三山 雅子 教授
学科での20年
Mitsuyama Masako
三山 雅子教授
1957年北海道生。北海道大学大学院教育学研究科博士後期課程単位取得退学。1995年同志社大学文学部社会学科産業関係学専攻専任講師(着任)。2016年より現職。主な担当科目は「労務管理論(1)・(2)」「産業関係実習Ⅰ・Ⅱ」。
20年前はネットもなく、ただ労務管理論を担当するのだということだけを理解して赴任した。この20年の変化は激しかった。パート等の非典型雇用は、女性についていうならば今日、典型雇用になってしまった。また、グローバル化の波は凄まじく、私のように日本の労使関係をフィールドとする者も外国に出かけるようになった。産業化された国では非典型雇用が増えている。だからか、ドイツで開催された precarious female work をテーマとするワークショップに参加する機会を昨年与えられた。
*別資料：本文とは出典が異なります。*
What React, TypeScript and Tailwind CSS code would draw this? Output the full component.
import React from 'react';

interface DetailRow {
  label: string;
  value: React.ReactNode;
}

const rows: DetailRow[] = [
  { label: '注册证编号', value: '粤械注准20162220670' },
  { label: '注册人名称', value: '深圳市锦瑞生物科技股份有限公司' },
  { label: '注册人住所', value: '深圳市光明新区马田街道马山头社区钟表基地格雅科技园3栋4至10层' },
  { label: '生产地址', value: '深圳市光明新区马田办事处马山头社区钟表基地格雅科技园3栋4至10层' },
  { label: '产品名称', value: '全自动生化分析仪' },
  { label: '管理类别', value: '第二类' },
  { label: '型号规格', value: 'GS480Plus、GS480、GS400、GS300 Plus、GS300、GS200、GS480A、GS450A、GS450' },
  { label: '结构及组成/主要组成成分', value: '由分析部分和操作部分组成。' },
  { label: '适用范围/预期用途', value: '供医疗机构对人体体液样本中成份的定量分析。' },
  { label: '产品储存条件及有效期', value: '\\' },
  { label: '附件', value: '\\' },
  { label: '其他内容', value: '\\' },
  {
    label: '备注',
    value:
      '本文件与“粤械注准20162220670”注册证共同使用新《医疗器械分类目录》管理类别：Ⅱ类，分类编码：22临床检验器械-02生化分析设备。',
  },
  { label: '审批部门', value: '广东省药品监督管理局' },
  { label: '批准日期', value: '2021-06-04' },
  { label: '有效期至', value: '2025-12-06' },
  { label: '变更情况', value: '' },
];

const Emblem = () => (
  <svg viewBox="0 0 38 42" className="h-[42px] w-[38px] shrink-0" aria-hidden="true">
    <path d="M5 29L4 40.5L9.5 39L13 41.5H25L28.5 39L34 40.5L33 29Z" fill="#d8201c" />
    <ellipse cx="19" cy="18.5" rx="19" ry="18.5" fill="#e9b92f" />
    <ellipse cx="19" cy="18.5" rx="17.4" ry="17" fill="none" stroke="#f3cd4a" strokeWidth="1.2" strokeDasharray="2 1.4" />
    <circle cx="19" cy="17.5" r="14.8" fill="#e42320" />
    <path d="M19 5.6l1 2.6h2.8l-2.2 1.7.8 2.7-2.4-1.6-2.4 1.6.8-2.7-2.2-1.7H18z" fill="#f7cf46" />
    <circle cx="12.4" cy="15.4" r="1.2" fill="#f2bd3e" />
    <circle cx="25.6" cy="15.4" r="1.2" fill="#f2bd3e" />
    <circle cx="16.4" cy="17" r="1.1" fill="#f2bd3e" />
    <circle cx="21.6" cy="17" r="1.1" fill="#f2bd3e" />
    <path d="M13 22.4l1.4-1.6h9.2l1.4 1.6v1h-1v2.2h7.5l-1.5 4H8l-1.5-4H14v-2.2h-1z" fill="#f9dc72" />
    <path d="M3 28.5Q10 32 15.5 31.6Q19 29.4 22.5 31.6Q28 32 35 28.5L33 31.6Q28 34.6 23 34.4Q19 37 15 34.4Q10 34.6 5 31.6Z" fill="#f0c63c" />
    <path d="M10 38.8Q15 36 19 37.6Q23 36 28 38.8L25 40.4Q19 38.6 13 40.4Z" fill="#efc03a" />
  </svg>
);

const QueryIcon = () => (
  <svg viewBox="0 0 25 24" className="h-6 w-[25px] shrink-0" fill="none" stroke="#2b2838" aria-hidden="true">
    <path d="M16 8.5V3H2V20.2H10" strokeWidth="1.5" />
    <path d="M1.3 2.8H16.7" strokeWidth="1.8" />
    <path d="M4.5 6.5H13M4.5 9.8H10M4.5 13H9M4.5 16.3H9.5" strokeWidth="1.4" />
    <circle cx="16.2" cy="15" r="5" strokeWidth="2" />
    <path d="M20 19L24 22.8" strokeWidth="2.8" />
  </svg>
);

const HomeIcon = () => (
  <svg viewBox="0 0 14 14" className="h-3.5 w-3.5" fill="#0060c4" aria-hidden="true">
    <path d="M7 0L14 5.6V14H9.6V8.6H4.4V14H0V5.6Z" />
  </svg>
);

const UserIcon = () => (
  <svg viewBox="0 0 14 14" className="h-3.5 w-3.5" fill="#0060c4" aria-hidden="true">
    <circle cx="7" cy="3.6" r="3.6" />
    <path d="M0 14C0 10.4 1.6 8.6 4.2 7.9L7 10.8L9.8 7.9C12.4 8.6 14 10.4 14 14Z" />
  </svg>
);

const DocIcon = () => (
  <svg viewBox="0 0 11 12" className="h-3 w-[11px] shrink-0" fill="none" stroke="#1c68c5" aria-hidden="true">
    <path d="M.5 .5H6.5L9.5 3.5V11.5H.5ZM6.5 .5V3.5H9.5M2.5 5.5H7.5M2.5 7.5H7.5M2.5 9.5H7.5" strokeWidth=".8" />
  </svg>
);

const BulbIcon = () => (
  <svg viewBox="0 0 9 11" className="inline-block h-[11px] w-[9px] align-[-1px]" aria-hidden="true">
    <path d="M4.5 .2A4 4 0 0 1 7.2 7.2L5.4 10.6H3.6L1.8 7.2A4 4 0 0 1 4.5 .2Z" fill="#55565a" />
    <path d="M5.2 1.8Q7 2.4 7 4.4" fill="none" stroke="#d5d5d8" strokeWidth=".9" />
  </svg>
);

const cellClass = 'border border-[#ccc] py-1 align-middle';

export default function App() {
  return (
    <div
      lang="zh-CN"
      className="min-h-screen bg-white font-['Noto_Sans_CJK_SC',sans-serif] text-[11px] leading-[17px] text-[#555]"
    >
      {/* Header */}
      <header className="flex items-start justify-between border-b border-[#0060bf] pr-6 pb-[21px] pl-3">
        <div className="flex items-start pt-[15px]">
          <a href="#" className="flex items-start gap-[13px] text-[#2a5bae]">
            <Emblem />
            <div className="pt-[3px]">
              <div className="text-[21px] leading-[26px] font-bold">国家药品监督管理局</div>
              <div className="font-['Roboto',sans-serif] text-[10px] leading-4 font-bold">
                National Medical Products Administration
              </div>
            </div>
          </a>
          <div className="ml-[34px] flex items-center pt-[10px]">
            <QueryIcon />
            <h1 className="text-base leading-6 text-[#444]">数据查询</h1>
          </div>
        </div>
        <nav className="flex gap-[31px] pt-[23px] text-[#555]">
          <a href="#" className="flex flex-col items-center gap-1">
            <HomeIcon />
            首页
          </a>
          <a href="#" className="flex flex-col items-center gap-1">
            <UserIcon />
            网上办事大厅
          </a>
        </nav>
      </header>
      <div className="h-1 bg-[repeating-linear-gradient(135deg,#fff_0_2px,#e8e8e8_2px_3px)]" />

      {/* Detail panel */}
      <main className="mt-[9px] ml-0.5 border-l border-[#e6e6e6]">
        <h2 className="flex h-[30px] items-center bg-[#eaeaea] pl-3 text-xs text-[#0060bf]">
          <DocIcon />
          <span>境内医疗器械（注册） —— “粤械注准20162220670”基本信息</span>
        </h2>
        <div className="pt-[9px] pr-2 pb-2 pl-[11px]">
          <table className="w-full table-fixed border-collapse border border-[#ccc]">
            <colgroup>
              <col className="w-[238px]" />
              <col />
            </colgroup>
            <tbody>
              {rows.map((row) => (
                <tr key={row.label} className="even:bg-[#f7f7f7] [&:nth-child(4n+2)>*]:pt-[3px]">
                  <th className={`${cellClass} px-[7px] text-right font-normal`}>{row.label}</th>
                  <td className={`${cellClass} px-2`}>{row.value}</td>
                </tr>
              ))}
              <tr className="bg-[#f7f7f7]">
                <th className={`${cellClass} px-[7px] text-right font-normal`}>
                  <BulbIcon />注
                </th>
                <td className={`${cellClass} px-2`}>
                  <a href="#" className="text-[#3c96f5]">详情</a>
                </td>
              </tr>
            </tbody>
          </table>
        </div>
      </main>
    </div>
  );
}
外国に行ってみると、いろいろと驚くことがあった。 precarious work を主題とする研究会であったからもちろんその労働状況の改善も話題になるのだが、「そういうことをしたら、失業が増えるのではないか」とか「失業するよりも仕事があった方がよいのでは」といった日本でよく聞く質問・意見はドイツ側からはでなかった。日本とは議論の出発点がまったく違うことに驚いた。また、働くことと暮らすことを結びつけて発言していることも強く印象に残った。労使関係研究は生活研究でもあるようであった。これは歴史家の参加が多かったからなのかもしれない。一緒に行ったメンバーによると、ユルゲン・コッカ、ハルトムート・ケルブレ、アルフ・リュトケといった錚々たる歴史家が参加していたとのことであった。時間とともに社会は変化する。同時代であっても異なる社会にあっては労使関係も異なる。このような変化を掴まえると同時に、変化の中にあって変化しないこと、通底しているものを掴むことが変化を生きる上で不可欠なのだと感じた。